California still struggling with Aliso Canyon
The California ISO is predicting a warmer than normal winter, and lower load as a result. The system has full transfer capability and there no reductions on major paths; in addition, a new 500 kV line is boosting transfer capability into the L.A. Basin.
The ISO is also using a flexible ramping product to secure secure ramping capability in the fifteen-minute
market for real-time dispatch. The result should be more transparent and less-volatile pricing signals, and will better address the higher cost of ramping capacity.
That means the story of West Coast reliability remains at Aliso Canyon, where last year it was discovered a leak had drained the facility down to less than 20% capacity.
The facility remains closed today, and activists in California are pushing for permanent shuttering.

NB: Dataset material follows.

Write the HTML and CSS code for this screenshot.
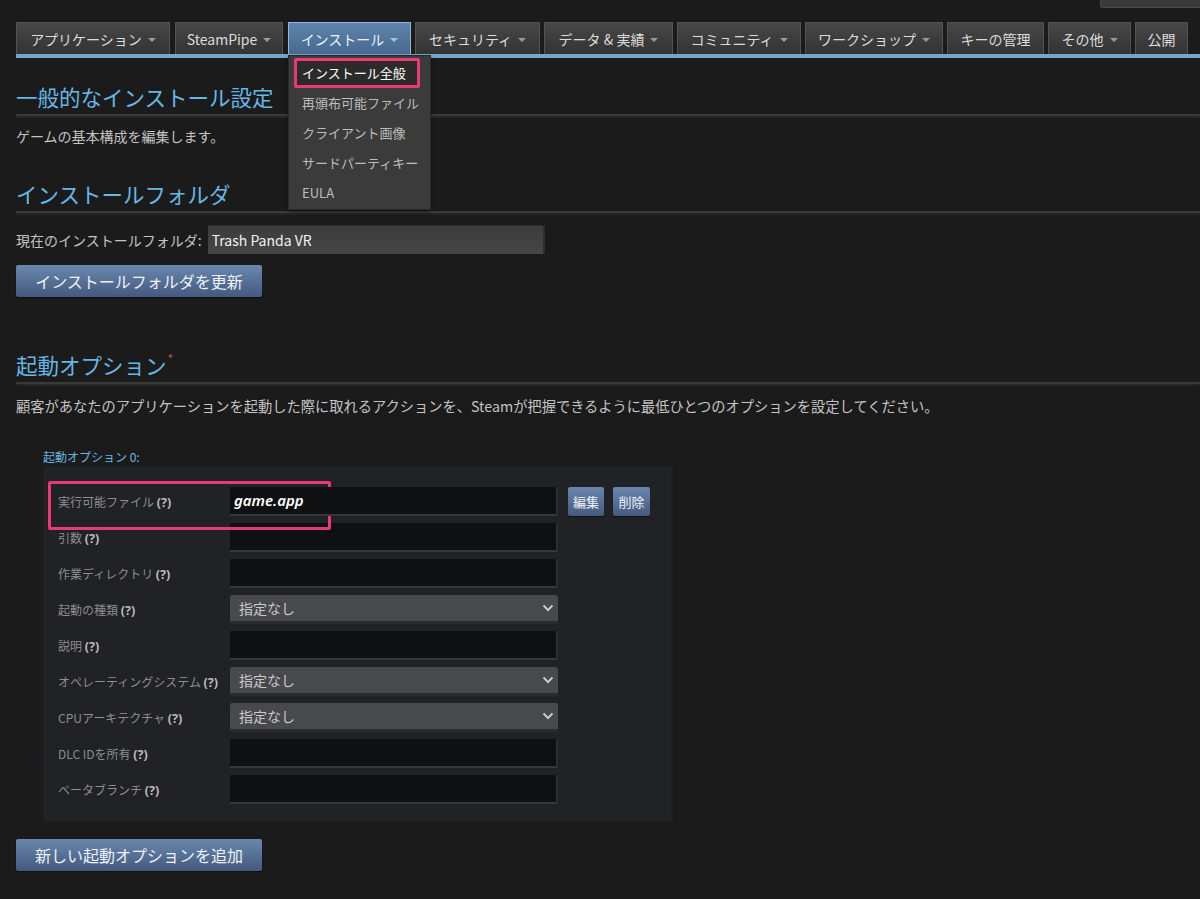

All told, the leak directly impacts 17 gas-fired plants generating about 9,800 MW. But there are broader implications for 48 plants generating more than 20,000 MW, the ISO told FERC.
The staffs of the California ISO, California Public Utilities Commission and California Energy Commission developed a winter reliability plan to deal with the possibility of gas curtailments, including extending tighter gas balancing rules for non-core customers into the winter, setting advance limits on gas consumption by generators on winter peak days, and creating demand response programs to reward lower natural gas use.
Core gas users make up 60% of demand, and the ISO says non-core generators are "first curtailed to meet core
The California agencies have also pushed utilities to step up storage purchases, with SCE and SDG&E both planning to bring on battery projects in the coming months that will be among the largest in the world.
Demand response has been a key to avoiding curtailments so far. Preliminary estimates in the winter reliability plan related to Aliso Canyon indicate Southern California investor owned utilities dispatched 630 MW of demand response in June, and another 400 MW in July.